Mit dem Regierungswechsel werde längst nicht alles anders, glaubt Grunert, zu groß seien die politischen Zwänge. Aber sie hofft, dass Themen wie Nachhaltigkeit und erneuerbare Energien stärker ins Bewusstsein gerückt werden. Wie hier in ihrem Viertel. Vauban ist nicht repräsentativ für das Land, aber es ist ein - zugespitzter - Querschnitt durch die grüne Wählerschicht. Vauban ist ein bisschen autonom mit der Wagenburg am Eingang, ein bisschen esoterisch mit vielen spirituellen Läden, ein bisschen studentisch mit dem Wohnheim, vor allem aber durchaus bürgerlich. Ein modernes, ökologisches, städtisches Bürgertum lebt hier, das für die CDU unerreichbar scheint.

Die Partei ist längst in der Mitte und der Halbhöhenlage angekommen. Der Freiburger Stadtteil ist reich. Viele Akademiker, Lehrer, Architekten haben ihren Archipel gefunden, ein grünes Ghetto mit einer geringen sozialen Durchmischung, die nur sehr langsam aufbricht. Grünes Leben dieser Art hat durchaus seinen Preis. Den Vorwurf einer grün lackierten FDP der Besserverdienenden hört man bisweilen. Die Zukunft könne nicht nur mit Bionade und Latte macchiato gestaltet werden, ätzte SPD-Chef Sigmar Gabriel noch 2010.

Die Toleranz hat Grenzen

Wenn man das Haus 037 verlässt, möge man dies möglichst ruhig tun, weist der Zettel an der Tür an: "Wir bitten Sie, das Haus nach 22 Uhr leise zu verlassen, insbesondere auf lange Unterhaltungen vor der Tür zu verzichten, da dies durch die enge Bebauung stört." An anderer Stelle steht: "Liebe Unbewusste und Hundefreunde, bitte nehmt Eure Hundescheiße vor unserem Hausblock mit." Man kennt das, im grünen Reservat hat die Toleranz Grenzen, wie überall sonst auch.

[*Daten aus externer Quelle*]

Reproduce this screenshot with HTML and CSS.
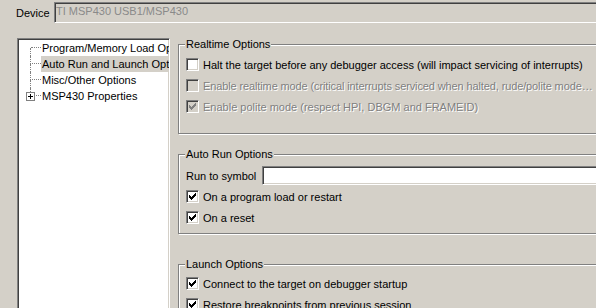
FILE: index.html
```html
<!DOCTYPE html>
<html lang="en">

<head>
    <meta charset="UTF-8">
    <title>Debug Properties</title>
    <link rel="stylesheet" href="styles.css">
</head>

<body>

    <div class="device-row">
        <span class="device-label">Device</span>
        <div class="field disabled">TI MSP430 USB1/MSP430</div>
    </div>

    <div class="main">
        <!-- Category tree -->
        <ul class="tree">
            <li class="tree-item first"><span class="branch"></span><span class="tree-text">Program/Memory Load Options</span></li>
            <li class="tree-item selected"><span class="branch"></span><span class="tree-text">Auto Run and Launch Options</span></li>
            <li class="tree-item"><span class="branch"></span><span class="tree-text">Misc/Other Options</span></li>
            <li class="tree-item last"><span class="branch"><span class="expander"></span></span><span class="tree-text">MSP430 Properties</span></li>
        </ul>

        <div class="options">
            <fieldset class="group realtime">
                <legend>Realtime Options</legend>
                <label class="check"><span class="box"></span><span>Halt the target before any debugger access (will impact servicing of interrupts)</span></label>
                <label class="check disabled"><span class="box"></span><span class="ellipsis">Enable realtime mode (critical interrupts serviced when halted, rude/polite mode enabled)</span></label>
                <label class="check disabled"><span class="box checked">
                    <svg width="7" height="7" viewBox="0 0 7 7" shape-rendering="crispEdges"><rect x="0" y="2" width="1" height="3"/><rect x="1" y="3" width="1" height="3"/><rect x="2" y="4" width="1" height="3"/><rect x="3" y="3" width="1" height="3"/><rect x="4" y="2" width="1" height="3"/><rect x="5" y="1" width="1" height="3"/><rect x="6" y="0" width="1" height="3"/></svg>
                </span><span>Enable polite mode (respect HPI, DBGM and FRAMEID)</span></label>
            </fieldset>

            <fieldset class="group autorun">
                <legend>Auto Run Options</legend>
                <div class="symbol-row">
                    <span class="symbol-label">Run to symbol</span>
                    <div class="field"></div>
                </div>
                <label class="check"><span class="box checked">
                    <svg width="7" height="7" viewBox="0 0 7 7" shape-rendering="crispEdges"><rect x="0" y="2" width="1" height="3"/><rect x="1" y="3" width="1" height="3"/><rect x="2" y="4" width="1" height="3"/><rect x="3" y="3" width="1" height="3"/><rect x="4" y="2" width="1" height="3"/><rect x="5" y="1" width="1" height="3"/><rect x="6" y="0" width="1" height="3"/></svg>
                </span><span>On a program load or restart</span></label>
                <label class="check"><span class="box checked">
                    <svg width="7" height="7" viewBox="0 0 7 7" shape-rendering="crispEdges"><rect x="0" y="2" width="1" height="3"/><rect x="1" y="3" width="1" height="3"/><rect x="2" y="4" width="1" height="3"/><rect x="3" y="3" width="1" height="3"/><rect x="4" y="2" width="1" height="3"/><rect x="5" y="1" width="1" height="3"/><rect x="6" y="0" width="1" height="3"/></svg>
                </span><span>On a reset</span></label>
            </fieldset>

            <fieldset class="group launch">
                <legend>Launch Options</legend>
                <label class="check"><span class="box checked">
                    <svg width="7" height="7" viewBox="0 0 7 7" shape-rendering="crispEdges"><rect x="0" y="2" width="1" height="3"/><rect x="1" y="3" width="1" height="3"/><rect x="2" y="4" width="1" height="3"/><rect x="3" y="3" width="1" height="3"/><rect x="4" y="2" width="1" height="3"/><rect x="5" y="1" width="1" height="3"/><rect x="6" y="0" width="1" height="3"/></svg>
                </span><span>Connect to the target on debugger startup</span></label>
                <label class="check"><span class="box checked">
                    <svg width="7" height="7" viewBox="0 0 7 7" shape-rendering="crispEdges"><rect x="0" y="2" width="1" height="3"/><rect x="1" y="3" width="1" height="3"/><rect x="2" y="4" width="1" height="3"/><rect x="3" y="3" width="1" height="3"/><rect x="4" y="2" width="1" height="3"/><rect x="5" y="1" width="1" height="3"/><rect x="6" y="0" width="1" height="3"/></svg>
                </span><span>Restore breakpoints from previous session</span></label>
            </fieldset>
        </div>
    </div>

</body>

</html>
```

FILE: styles.css
```css
/* Classic dialog look */
body {
    margin: 0;
    width: 596px;
    height: 308px;
    overflow: hidden;
    background-color: #d4d0c8;
    font-family: "Liberation Sans", Arial, sans-serif;
    font-size: 11px;
    color: #000;
}

/* Sunken edit field */
.field {
    flex: 1;
    box-sizing: border-box;
    height: 21px;
    border: 1px solid;
    border-color: #808080 #fff #fff #808080;
    box-shadow: inset 1px 1px #404040, inset -1px -1px #d4d0c8;
    background-color: #fff;
    padding: 0 1px;
    line-height: 17px;
    white-space: nowrap;
}

.field.disabled {
    background-color: #d4d0c8;
    color: #8a8a8a;
}

.device-row {
    display: flex;
    align-items: center;
    padding: 2px 0 0 16px;
    margin-right: -20px;
}

.device-label {
    width: 38px;
}

.main {
    display: flex;
    align-items: flex-start;
    margin: 15px 0 0 17px;
}

/* Tree */
.tree {
    width: 153px;
    height: 290px;
    box-sizing: border-box;
    margin: 0;
    padding: 1px 0 0 0;
    list-style: none;
    overflow: hidden;
    background-color: #fff;
    border: 1px solid;
    border-color: #808080 #fff #fff #808080;
    box-shadow: inset 1px 1px #404040, inset -1px -1px #d4d0c8;
}

.tree-item {
    display: flex;
    height: 16px;
    padding-left: 1px;
}

.branch {
    position: relative;
    display: grid;
    grid-template-rows: 8px 8px;
    width: 11px;
    margin-left: 11px;
    flex-shrink: 0;
}

.branch::before {
    content: '';
    border-left: 1px dotted #808080;
    border-bottom: 1px dotted #808080;
}

.branch::after {
    content: '';
    border-left: 1px dotted #808080;
}

.first .branch::before {
    border-left: none;
    margin-left: 1px;
}

.last .branch::after {
    border-left: none;
}

.expander {
    position: absolute;
    left: -4px;
    top: 4px;
    width: 9px;
    height: 9px;
    box-sizing: border-box;
    border: 1px solid #808080;
    background:
        linear-gradient(#000, #000) center / 5px 1px no-repeat,
        linear-gradient(#000, #000) center / 1px 5px no-repeat,
        #fff;
}

.tree-text {
    flex: 1;
    padding-left: 1px;
    line-height: 16px;
    white-space: nowrap;
}

.selected .tree-text {
    background-color: #d4d0c8;
}

/* Option groups */
.options {
    flex: 1;
    margin: 0 -30px 0 8px;
}

.group {
    margin: 0;
    min-width: 0;
    padding: 3px 0 0 7px;
    border: 1px solid #808080;
    box-shadow: inset 1px 1px #fff, 1px 1px #fff;
}

.group legend {
    padding: 0 1px;
    margin-left: -1px;
    line-height: 13px;
    background-color: #d4d0c8;
}

.realtime {
    padding-bottom: 16px;
}

.autorun {
    margin-top: 14px;
    padding-top: 5px;
    padding-bottom: 5px;
}

.launch {
    margin-top: 24px;
    padding-top: 2px;
}

.check {
    display: flex;
    align-items: center;
    height: 21px;
}

.box {
    display: flex;
    align-items: center;
    justify-content: center;
    width: 13px;
    height: 13px;
    box-sizing: border-box;
    margin-right: 4px;
    flex-shrink: 0;
    border: 1px solid;
    border-color: #808080 #fff #fff #808080;
    box-shadow: inset 1px 1px #404040, inset -1px -1px #d4d0c8;
    background-color: #fff;
}

.check.disabled {
    color: #808080;
    text-shadow: 1px 1px 0 #fff;
}

.check.disabled .box {
    background-color: #d4d0c8;
    fill: #808080;
}

.ellipsis {
    max-width: 392px;
    overflow: hidden;
    white-space: nowrap;
    text-overflow: ellipsis;
    letter-spacing: -0.12px;
}

.symbol-row {
    display: flex;
    align-items: center;
    margin-bottom: 1px;
}

.symbol-label {
    width: 76px;
}

.symbol-row .field {
    height: 19px;
}
```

Der "Spiegel" hat dieser Tage einen Bericht über das Pendant von Vauban in Tübingen, das Französische Viertel, mit "Grüne Hölle" betitelt und Inbegriff des Ökospießertums genannt.

Grüne Wähler sind keine Rebellen. Daniel Haas vom Stadtteilverein sagt, dass viele durchaus konservativ seien. Aber nicht in einem politischen Sinne, sondern sie wollen etwas bewahren, die Umwelt.

Monika Hönig hat schon einmal die CDU gewählt. Fast entschuldigend sagt sie, dass sie eben Unternehmerin sei: "Aber das ist auch schon lange her." Ihr gehört ein Buchladen in der Vaubanallee. Radikal ist sie nicht, doch auch sie wünscht sich einen ökologischen Wechsel. Im Laden gibt es Plastiktaschen aus China, nicht bio, aber sie sind billig und verkaufen sich gut bei Touristen. "Ich muss ja auch überleben."